Meynert developed theories in regards to correlations between neuroanatomical and mental processes. He conceptualized that a coupling between one mental association and its temporal successor as a literal contact between cortical nerve cells linked to one other by nerve fibers, and a series of cortical associations could therefore be construed as being a "train of thought". He also theorized that ideas and memories are to be envisioned as being attached to specific cortical cells.

In regards to mental illness, Meynert conceptualized that a conflict existed between the cerebral cortex and the sub-cortical regions as the primary cause for abnormal function of cerebral components.
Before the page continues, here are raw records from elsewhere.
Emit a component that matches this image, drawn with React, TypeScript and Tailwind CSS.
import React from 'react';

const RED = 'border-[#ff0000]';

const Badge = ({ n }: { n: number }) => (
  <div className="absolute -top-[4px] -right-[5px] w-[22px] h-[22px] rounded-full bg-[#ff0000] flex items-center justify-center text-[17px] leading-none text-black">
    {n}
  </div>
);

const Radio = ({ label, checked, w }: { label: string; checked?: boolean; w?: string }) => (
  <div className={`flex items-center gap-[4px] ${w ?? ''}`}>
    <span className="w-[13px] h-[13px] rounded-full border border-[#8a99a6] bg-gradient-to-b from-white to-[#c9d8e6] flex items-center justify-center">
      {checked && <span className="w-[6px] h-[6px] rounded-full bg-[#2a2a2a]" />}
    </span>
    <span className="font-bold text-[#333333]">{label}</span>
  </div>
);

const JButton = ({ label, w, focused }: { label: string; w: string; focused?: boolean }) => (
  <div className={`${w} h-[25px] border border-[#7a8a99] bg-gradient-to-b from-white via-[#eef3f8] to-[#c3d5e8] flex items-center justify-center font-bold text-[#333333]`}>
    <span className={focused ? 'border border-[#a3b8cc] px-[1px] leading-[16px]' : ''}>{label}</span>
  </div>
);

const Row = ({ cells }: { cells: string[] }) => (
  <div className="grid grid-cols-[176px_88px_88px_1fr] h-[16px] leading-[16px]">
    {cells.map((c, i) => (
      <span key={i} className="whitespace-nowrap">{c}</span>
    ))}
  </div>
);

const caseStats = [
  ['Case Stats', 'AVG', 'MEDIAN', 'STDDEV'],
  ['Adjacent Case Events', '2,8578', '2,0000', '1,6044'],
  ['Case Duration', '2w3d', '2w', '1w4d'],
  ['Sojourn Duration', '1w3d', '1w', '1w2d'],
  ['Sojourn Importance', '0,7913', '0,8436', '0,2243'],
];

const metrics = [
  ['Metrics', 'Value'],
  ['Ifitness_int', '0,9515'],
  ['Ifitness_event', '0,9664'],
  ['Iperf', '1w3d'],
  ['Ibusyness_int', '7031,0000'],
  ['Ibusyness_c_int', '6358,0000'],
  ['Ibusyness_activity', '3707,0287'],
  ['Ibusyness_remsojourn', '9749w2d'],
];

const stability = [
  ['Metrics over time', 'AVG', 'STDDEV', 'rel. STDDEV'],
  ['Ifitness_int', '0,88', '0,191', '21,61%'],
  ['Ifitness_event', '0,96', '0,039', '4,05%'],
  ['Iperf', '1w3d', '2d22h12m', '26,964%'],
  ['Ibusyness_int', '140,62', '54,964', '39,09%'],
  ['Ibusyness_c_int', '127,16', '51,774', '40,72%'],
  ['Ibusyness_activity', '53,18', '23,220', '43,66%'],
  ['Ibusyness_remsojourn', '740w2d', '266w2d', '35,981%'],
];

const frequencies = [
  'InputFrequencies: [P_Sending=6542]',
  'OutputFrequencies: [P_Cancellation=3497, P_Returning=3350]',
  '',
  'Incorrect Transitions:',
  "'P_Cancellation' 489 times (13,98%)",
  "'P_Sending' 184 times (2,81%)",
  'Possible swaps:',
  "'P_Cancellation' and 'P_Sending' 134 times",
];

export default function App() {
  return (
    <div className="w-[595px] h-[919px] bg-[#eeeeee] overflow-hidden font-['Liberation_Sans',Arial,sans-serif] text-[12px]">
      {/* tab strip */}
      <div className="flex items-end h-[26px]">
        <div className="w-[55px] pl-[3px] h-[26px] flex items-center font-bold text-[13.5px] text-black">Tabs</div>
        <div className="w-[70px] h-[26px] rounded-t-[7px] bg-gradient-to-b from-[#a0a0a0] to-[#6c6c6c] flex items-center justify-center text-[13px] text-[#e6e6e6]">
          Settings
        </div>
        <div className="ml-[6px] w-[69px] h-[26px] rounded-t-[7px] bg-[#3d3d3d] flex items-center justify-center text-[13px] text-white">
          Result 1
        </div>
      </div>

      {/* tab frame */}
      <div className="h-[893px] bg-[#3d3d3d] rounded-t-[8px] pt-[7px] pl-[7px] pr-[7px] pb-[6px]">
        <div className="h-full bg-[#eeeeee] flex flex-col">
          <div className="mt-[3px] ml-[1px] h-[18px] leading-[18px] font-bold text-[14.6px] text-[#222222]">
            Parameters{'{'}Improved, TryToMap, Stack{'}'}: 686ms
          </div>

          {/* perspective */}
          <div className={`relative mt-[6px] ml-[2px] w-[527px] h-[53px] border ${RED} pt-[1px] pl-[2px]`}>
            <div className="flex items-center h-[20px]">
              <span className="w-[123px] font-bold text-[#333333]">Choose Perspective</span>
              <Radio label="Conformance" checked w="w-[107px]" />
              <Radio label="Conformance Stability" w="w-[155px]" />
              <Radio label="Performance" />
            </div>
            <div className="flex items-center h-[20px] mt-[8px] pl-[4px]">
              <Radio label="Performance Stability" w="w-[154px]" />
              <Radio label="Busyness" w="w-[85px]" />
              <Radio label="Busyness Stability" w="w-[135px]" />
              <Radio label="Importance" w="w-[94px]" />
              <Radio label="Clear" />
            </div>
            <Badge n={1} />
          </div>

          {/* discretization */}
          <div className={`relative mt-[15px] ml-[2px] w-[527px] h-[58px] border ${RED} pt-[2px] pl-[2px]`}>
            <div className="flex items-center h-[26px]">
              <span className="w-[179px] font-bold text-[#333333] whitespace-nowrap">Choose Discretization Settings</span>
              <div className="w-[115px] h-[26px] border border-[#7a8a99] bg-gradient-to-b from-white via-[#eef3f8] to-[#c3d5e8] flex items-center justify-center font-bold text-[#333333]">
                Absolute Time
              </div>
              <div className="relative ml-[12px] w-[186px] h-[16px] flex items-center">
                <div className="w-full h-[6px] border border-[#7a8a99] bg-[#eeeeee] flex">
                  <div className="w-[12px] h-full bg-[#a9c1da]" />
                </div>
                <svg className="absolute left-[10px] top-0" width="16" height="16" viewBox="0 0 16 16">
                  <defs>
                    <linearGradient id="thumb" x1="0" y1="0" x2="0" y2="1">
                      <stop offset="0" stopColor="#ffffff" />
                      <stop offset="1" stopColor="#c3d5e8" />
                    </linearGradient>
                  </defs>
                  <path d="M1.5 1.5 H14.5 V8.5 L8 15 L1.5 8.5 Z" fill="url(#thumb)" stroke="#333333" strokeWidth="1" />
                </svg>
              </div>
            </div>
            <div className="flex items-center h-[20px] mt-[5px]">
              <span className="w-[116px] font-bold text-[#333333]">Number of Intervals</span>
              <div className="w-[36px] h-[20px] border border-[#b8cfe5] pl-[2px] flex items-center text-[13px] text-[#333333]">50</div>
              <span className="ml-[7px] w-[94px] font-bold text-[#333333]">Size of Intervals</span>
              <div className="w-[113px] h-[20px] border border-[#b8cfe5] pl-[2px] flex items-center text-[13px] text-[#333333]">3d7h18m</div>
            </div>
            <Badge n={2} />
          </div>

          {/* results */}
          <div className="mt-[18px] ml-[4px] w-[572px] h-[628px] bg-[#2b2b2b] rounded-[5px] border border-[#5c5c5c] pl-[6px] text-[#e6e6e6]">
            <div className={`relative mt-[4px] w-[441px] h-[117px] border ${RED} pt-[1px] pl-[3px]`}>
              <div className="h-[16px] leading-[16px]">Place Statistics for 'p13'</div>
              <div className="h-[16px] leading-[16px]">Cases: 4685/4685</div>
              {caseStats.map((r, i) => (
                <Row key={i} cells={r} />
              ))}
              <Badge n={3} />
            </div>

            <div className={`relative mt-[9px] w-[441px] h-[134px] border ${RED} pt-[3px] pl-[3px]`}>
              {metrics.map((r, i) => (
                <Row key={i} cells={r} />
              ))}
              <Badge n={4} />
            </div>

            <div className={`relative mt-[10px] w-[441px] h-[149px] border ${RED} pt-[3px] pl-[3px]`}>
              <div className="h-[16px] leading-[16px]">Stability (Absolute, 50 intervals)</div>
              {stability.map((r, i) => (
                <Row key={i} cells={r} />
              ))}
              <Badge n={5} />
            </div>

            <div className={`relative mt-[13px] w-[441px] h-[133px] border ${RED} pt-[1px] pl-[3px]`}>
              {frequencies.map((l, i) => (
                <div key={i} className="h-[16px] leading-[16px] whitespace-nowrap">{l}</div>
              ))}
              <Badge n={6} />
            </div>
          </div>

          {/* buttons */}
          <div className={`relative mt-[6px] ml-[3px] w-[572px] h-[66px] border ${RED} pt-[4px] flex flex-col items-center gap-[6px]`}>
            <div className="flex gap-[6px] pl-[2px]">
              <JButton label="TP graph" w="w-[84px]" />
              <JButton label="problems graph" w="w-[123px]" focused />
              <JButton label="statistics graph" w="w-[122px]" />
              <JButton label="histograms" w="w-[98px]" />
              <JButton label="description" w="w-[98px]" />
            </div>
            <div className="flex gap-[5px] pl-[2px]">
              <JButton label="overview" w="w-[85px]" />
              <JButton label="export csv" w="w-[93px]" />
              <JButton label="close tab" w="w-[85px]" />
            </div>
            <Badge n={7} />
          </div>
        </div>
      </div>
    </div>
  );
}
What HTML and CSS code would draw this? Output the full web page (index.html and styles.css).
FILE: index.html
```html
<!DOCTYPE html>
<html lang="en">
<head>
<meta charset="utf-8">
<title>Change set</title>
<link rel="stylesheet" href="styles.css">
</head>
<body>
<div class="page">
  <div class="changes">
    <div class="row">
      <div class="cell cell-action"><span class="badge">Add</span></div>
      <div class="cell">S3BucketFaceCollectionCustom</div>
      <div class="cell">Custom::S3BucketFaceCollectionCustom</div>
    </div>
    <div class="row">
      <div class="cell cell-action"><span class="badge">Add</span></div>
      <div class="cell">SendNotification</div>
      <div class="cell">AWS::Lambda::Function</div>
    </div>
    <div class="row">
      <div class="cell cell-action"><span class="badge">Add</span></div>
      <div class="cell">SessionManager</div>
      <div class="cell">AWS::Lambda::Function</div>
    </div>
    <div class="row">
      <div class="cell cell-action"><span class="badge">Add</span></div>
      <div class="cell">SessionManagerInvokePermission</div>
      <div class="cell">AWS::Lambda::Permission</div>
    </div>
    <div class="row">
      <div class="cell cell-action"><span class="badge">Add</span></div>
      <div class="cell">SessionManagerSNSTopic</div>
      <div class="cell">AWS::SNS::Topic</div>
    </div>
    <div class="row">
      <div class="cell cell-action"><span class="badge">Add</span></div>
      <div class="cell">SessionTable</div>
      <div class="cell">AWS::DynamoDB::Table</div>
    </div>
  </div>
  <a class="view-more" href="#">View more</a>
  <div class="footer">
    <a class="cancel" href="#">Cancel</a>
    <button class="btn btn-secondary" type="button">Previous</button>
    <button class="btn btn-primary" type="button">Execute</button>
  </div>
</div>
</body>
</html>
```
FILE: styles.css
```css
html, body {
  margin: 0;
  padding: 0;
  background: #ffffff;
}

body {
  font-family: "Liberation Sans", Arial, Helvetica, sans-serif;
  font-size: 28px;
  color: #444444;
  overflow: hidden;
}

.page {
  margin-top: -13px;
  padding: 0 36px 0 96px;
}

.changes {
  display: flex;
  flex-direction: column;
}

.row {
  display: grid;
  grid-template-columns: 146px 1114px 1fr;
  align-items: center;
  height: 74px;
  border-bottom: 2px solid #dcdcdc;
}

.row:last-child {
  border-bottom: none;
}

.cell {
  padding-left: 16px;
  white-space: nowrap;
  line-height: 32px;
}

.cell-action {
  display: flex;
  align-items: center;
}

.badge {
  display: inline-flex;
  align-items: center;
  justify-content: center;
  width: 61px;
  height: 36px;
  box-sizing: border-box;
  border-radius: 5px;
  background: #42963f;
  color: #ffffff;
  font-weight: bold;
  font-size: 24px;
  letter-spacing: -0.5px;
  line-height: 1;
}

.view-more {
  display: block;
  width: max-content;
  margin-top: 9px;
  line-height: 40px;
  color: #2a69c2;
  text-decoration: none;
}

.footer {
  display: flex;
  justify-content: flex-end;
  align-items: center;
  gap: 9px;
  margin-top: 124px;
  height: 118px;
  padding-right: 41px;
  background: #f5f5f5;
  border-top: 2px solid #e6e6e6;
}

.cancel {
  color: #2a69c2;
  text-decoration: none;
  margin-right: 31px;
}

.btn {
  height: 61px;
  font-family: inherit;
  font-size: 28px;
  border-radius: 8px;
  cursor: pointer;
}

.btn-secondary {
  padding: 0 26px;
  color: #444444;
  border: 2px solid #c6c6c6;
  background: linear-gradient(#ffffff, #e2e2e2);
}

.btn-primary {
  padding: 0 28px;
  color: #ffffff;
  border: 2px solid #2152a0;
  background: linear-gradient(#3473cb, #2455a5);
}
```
Also he formulated that a causal connection existed between cerebral pathologies and psychoses due to a lack of "cerebral nutrition" related to vasomotor functionality. Meynert's aim was to establish psychiatry as an exact science based on anatomy. In his 1884 textbook Psychiatrie. Klinik der Erkrankungen des Vorderhirns, Meynert forewords with the statement:"The reader will find no other definition of 'Psychiatry' in this book but the one given on the title page: Clinical Treatise on Diseases of the Forebrain. The historical term for psychiatry, i.e., 'treatment of the soul,' implies more than we can accomplish, and transcends the bounds of accurate scientific investigation."

== Anatomical terms ==
He has several anatomical structures named after him, including the basal optic nucleus of Meynert, the substantia innominata of Meynert and "Meynert cells", which are solitary pyramidal cells located in the cerebral cortex near the calcarine fissure. In 1869 Meynert described the dorsal tegmental decussation of the left and right tectospinal and tectobulbar tracts, located in the mesencephalon (midbrain). This was to become known as "Meynert's decussation" or as "fountain decussation".

== Selected written works ==
- Die Bloßlegung des Bündelverlaufs im Großhirnstamme, 1865
- Der Bau der Großhirnrinde und seine örtliche Verschiedenheiten nebst einem pathologisch-anatomischen Korollarium, 1868 – Construction of the cerebral cortex and its local differences, including a pathological-anatomical corollary.
- Vom Gehirne der Säugethiere in Salomon Stricker's Handbuch der Lehre von den Geweben des Menschen und der Thiere, 1872 – Treatise on the brain of mammals.
- Psychiatrie. Klinik der Erkrankungen des Vorderhirns, begründet auf dessen Bau, Leistungen und Ernährung, 1884 – Psychiatry: clinical disorders of the forebrain, based on its construction, performance and nutrition.
- Klinische Vorlesungen über Psychiatrie, 1890 – Lectures on clinical psychiatry.
- Gedichte – Poems (published posthumously by Dora von Stockert-Meynert). William Braumüller, Vienna and Leipzig in 1905.

== Notes ==

- List of publications taken from an article on Theodor Meynert from the German Wikipedia.